RiskLikelihoodImpactMitigation
4-bit speech unintelligibleMediumHighRecord test barks early. If words aren’t recognizable, increase to 6kHz sample rate or investigate ADPCM compression for more effective bit depth. Double Dribble proves the concept works, but our speaker/amp chain differs from NES hardware.
Channel C contention with cartridge audioLowMediumDocument that Channel C is reserved during bark playback. Cartridge audio design should use A+B for sustained tones and C for transient SFX that can be interrupted.
Flash budget pressureLowLow12–34KB per cartridge for barks is modest. Monitor during cartridge development. If flash becomes tight, reduce bark count or duration per module.
Bark overuse kills impactMediumMediumEnforce bark budget in design reviews. Gameplay Design agent owns bark trigger criteria. QA agent validates frequency in playtesting.
Audio thread synchronization bugsLowHighUse atomic operations for bark state transitions. Keep the critical section minimal: one atomic flag read per psg_sample() call when inactive.
Scope creep toward full speechLowMediumThis spec explicitly caps barks at 1.0 second and 16 per cartridge. Longer speech, streaming playback, or multi-bark queuing are out of scope. The constraint is the feature.

  1. A recorded “BREACH” bark, played through the emulator’s PSG at 4-bit/8kHz via Channel C amplitude override, is recognizable as the word “breach” to a listener who has heard it once with accompanying text.
  2. During bark playback, Channels A and B continue producing tones and noise without audible artifacts (clicks, pops, pitch glitches).
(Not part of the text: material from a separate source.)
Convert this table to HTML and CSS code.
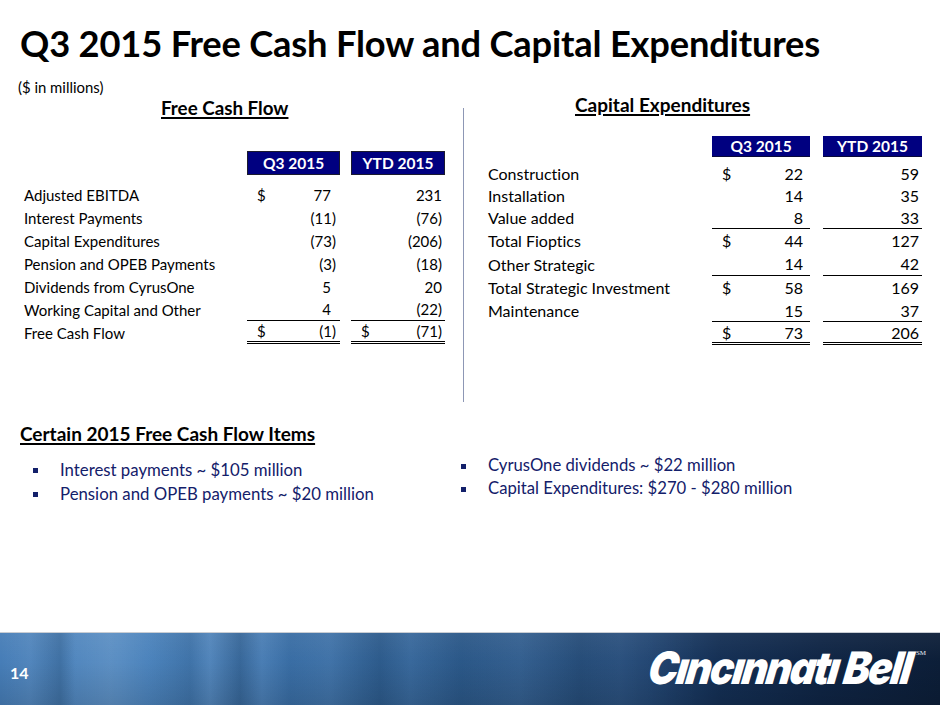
FILE: index.html
```html
<!DOCTYPE html>
<html lang="en">
<head>
<meta charset="utf-8">
<title>Q3 2015 Free Cash Flow and Capital Expenditures</title>
<link rel="stylesheet" href="styles.css">
</head>
<body>
<div class="slide">
  <main class="content">
    <h1 class="title">Q3 2015 Free Cash Flow and Capital Expenditures</h1>
    <div class="note">($ in millions)</div>

    <section class="tables">
      <div class="panel panel-left">
        <h2 class="heading heading-fcf">Free Cash Flow</h2>
        <div class="fin fcf">
          <div class="lbl"></div><div class="hdr">Q3 2015</div><div class="hdr">YTD 2015</div>

          <div class="lbl">Adjusted EBITDA</div>
          <div class="amt q"><span class="cur">$</span><span class="v pos">77</span></div>
          <div class="amt y"><span class="v">231</span></div>

          <div class="lbl">Interest Payments</div>
          <div class="amt q"><span class="v">(11)</span></div>
          <div class="amt y"><span class="v">(76)</span></div>

          <div class="lbl">Capital Expenditures</div>
          <div class="amt q"><span class="v">(73)</span></div>
          <div class="amt y"><span class="v">(206)</span></div>

          <div class="lbl">Pension and OPEB Payments</div>
          <div class="amt q"><span class="v">(3)</span></div>
          <div class="amt y"><span class="v">(18)</span></div>

          <div class="lbl">Dividends from CyrusOne</div>
          <div class="amt q"><span class="v pos">5</span></div>
          <div class="amt y"><span class="v">20</span></div>

          <div class="lbl">Working Capital and Other</div>
          <div class="amt q ul"><span class="v pos">4</span></div>
          <div class="amt y ul"><span class="v">(22)</span></div>

          <div class="lbl">Free Cash Flow</div>
          <div class="amt q dbl"><span class="cur">$</span><span class="v">(1)</span></div>
          <div class="amt y dbl"><span class="cur">$</span><span class="v">(71)</span></div>
        </div>
      </div>

      <div class="divider"></div>

      <div class="panel panel-right">
        <h2 class="heading heading-capex">Capital Expenditures</h2>
        <div class="fin capex">
          <div class="lbl"></div><div class="hdr">Q3 2015</div><div class="hdr">YTD 2015</div>

          <div class="lbl">Construction</div>
          <div class="amt q"><span class="cur">$</span><span class="v">22</span></div>
          <div class="amt y"><span class="v">59</span></div>

          <div class="lbl">Installation</div>
          <div class="amt q"><span class="v">14</span></div>
          <div class="amt y"><span class="v">35</span></div>

          <div class="lbl">Value added</div>
          <div class="amt q ul"><span class="v">8</span></div>
          <div class="amt y ul"><span class="v">33</span></div>

          <div class="lbl">Total Fioptics</div>
          <div class="amt q"><span class="cur">$</span><span class="v">44</span></div>
          <div class="amt y"><span class="v">127</span></div>

          <div class="lbl">Other Strategic</div>
          <div class="amt q ul"><span class="v">14</span></div>
          <div class="amt y ul"><span class="v">42</span></div>

          <div class="lbl">Total Strategic Investment</div>
          <div class="amt q"><span class="cur">$</span><span class="v">58</span></div>
          <div class="amt y"><span class="v">169</span></div>

          <div class="lbl">Maintenance</div>
          <div class="amt q ul"><span class="v">15</span></div>
          <div class="amt y ul"><span class="v">37</span></div>

          <div class="lbl"></div>
          <div class="amt q dbl"><span class="cur">$</span><span class="v">73</span></div>
          <div class="amt y dbl"><span class="v">206</span></div>
        </div>
      </div>
    </section>

    <section class="items">
      <div class="items-left">
        <h2 class="heading heading-items">Certain 2015 Free Cash Flow Items</h2>
        <ul class="bullets bullets-left">
          <li>Interest payments ~ $105 million</li>
          <li>Pension and OPEB payments ~ $20 million</li>
        </ul>
      </div>
      <div class="items-right">
        <ul class="bullets bullets-right">
          <li>CyrusOne dividends ~ $22 million</li>
          <li>Capital Expenditures: $270 - $280 million</li>
        </ul>
      </div>
    </section>
  </main>

  <footer class="footer">
    <span class="page-num">14</span>
    <div class="logo"><span class="logo-text">Cıncınnatı Bell</span><span class="sm">SM</span></div>
  </footer>
</div>
</body>
</html>
```

FILE: styles.css
```css
* { box-sizing: border-box; }

html, body {
  margin: 0;
  padding: 0;
  background: #ffffff;
}

body {
  font-family: Lato, "Open Sans", "Liberation Sans", sans-serif;
  font-variant-ligatures: none;
  color: #000;
}

.slide {
  width: 940px;
  height: 705px;
  display: flex;
  flex-direction: column;
  overflow: hidden;
}

.content {
  flex: 1;
  display: flex;
  flex-direction: column;
}

.title {
  margin: 0;
  padding: 21px 0 0 20px;
  font-size: 36.3px;
  line-height: 44px;
  font-weight: 700;
  letter-spacing: -0.2px;
}

.note {
  margin-top: 13px;
  padding-left: 18px;
  font-size: 14.9px;
  line-height: 18px;
}

.tables {
  display: flex;
  height: 306px;
}

.panel-left { width: 463px; }

.divider {
  width: 1px;
  height: 294px;
  margin-top: 12px;
  background: #8d97b5;
}

.panel-right { flex: 1; }

.heading {
  margin: 0;
  font-size: 19px;
  line-height: 22px;
  font-weight: 700;
  text-decoration: underline;
  text-decoration-thickness: 1.5px;
  text-underline-offset: 2px;
}

.heading-fcf {
  margin-top: 1px;
  padding-left: 161px;
  font-size: 18.8px;
}

.heading-capex {
  margin-top: -2px;
  padding-left: 111px;
}

.fin {
  display: grid;
  font-size: 15px;
}

.fcf {
  margin: 32px 0 0 24px;
  grid-template-columns: 212px 93px 94px;
  grid-template-rows: 32px repeat(7, 23px);
  column-gap: 11px;
}

.fcf .hdr { margin-bottom: 8px; }

.capex {
  margin: 20px 0 0 24px;
  grid-template-columns: 211px 98px 99px;
  grid-template-rows: 26px 22px 22px 23px 23px 24px 23px 23px 23px;
  column-gap: 13px;
  font-size: 16px;
}

.capex .hdr {
  margin-bottom: 5px;
  border: none;
  border-bottom: 1px solid #0a0a3a;
}

.hdr {
  background: #000080;
  color: #ffffff;
  font-weight: 700;
  font-size: 15.5px;
  display: flex;
  align-items: center;
  justify-content: center;
  border: 1px solid #1b1b2e;
}

.lbl {
  display: flex;
  align-items: center;
  white-space: nowrap;
}

.amt {
  display: flex;
  align-items: center;
  justify-content: space-between;
  padding-left: 10px;
}

.amt .v { margin-left: auto; }

.fcf .q { padding-right: 4px; }
.fcf .y { padding-right: 3px; }
.fcf .pos { padding-right: 5px; }

.capex .q { padding-right: 7px; }
.capex .y { padding-right: 3px; }

.ul { border-bottom: 1.5px solid #000; }
.dbl { border-bottom: 3px double #000; }

.items {
  display: flex;
  margin-top: 21px;
}

.items-left { width: 440px; }

.items-right { padding-top: 31px; }

.heading-items {
  padding-left: 20px;
  font-size: 19px;
}

.bullets {
  list-style: none;
  margin: 0;
  padding: 0;
  color: #13206a;
  font-size: 16.8px;
  line-height: 24px;
}

.bullets-left {
  margin-top: 13px;
  padding-left: 60px;
}

.bullets-right {
  padding-left: 48px;
  line-height: 23px;
  font-size: 16.7px;
}

.bullets li {
  position: relative;
  white-space: nowrap;
}

.bullets li::before {
  content: "";
  position: absolute;
  left: -27px;
  top: 10px;
  width: 5px;
  height: 5px;
  background: #13206a;
}

.footer {
  height: 73px;
  flex: none;
  border-top: 1px solid #c9cdd3;
  display: flex;
  align-items: center;
  justify-content: space-between;
  padding: 0 14px 2px 10px;
  background:
    linear-gradient(180deg, rgba(255,255,255,0.05) 0%, rgba(0,0,0,0) 40%, rgba(0,0,0,0.12) 100%),
    linear-gradient(90deg,
      rgba(0,0,0,0) 0px, rgba(255,255,255,0.06) 30px, rgba(0,0,0,0.12) 60px, rgba(255,255,255,0.05) 75px,
      rgba(255,255,255,0.10) 110px, rgba(255,255,255,0.02) 150px, rgba(0,0,0,0.08) 190px, rgba(255,255,255,0.08) 210px,
      rgba(0,0,0,0.14) 240px, rgba(255,255,255,0.06) 262px, rgba(0,0,0,0.04) 290px, rgba(255,255,255,0.05) 330px,
      rgba(0,0,0,0.10) 380px, rgba(255,255,255,0.04) 410px, rgba(0,0,0,0.06) 460px, rgba(255,255,255,0.04) 520px,
      rgba(0,0,0,0.10) 580px, rgba(255,255,255,0.03) 620px, rgba(0,0,0,0) 700px),
    linear-gradient(90deg, #467db7 0px, #4a83bd 120px, #3f76b0 260px, #33679e 360px, #2d5c8f 470px, #2a5586 580px, #1f4370 650px, #142f54 720px, #0f2545 820px, #0c1e38 940px);
}

.page-num {
  color: #ffffff;
  font-weight: 700;
  font-size: 16px;
  margin-top: 8px;
}

.logo {
  display: flex;
  align-items: flex-start;
  color: #ffffff;
}

.logo-text {
  font-family: Inter, "Liberation Sans", sans-serif;
  font-weight: 900;
  font-style: italic;
  font-size: 40px;
  line-height: 40px;
  letter-spacing: -2px;
  transform: skewX(-8deg) scaleY(1.12);
}

.sm {
  font-family: "Liberation Serif", serif;
  font-size: 7px;
  margin-left: 5px;
  margin-top: 1px;
  color: #e8ecf2;
}
```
  3. Bark playback adds zero measurable overhead to psg_sample() when no bark is active.
  4. The kn86bark build tool converts a 44.1kHz WAV to packed 4-bit PCM and the round-trip (record → convert → play in emulator) is completable in under 5 minutes.
  5. ICE Breaker’s on_eval handler can trigger a bark with a single stdlib_bark_play(g_state, "CLEAN") call — no direct PSG register manipulation needed by cartridge authors.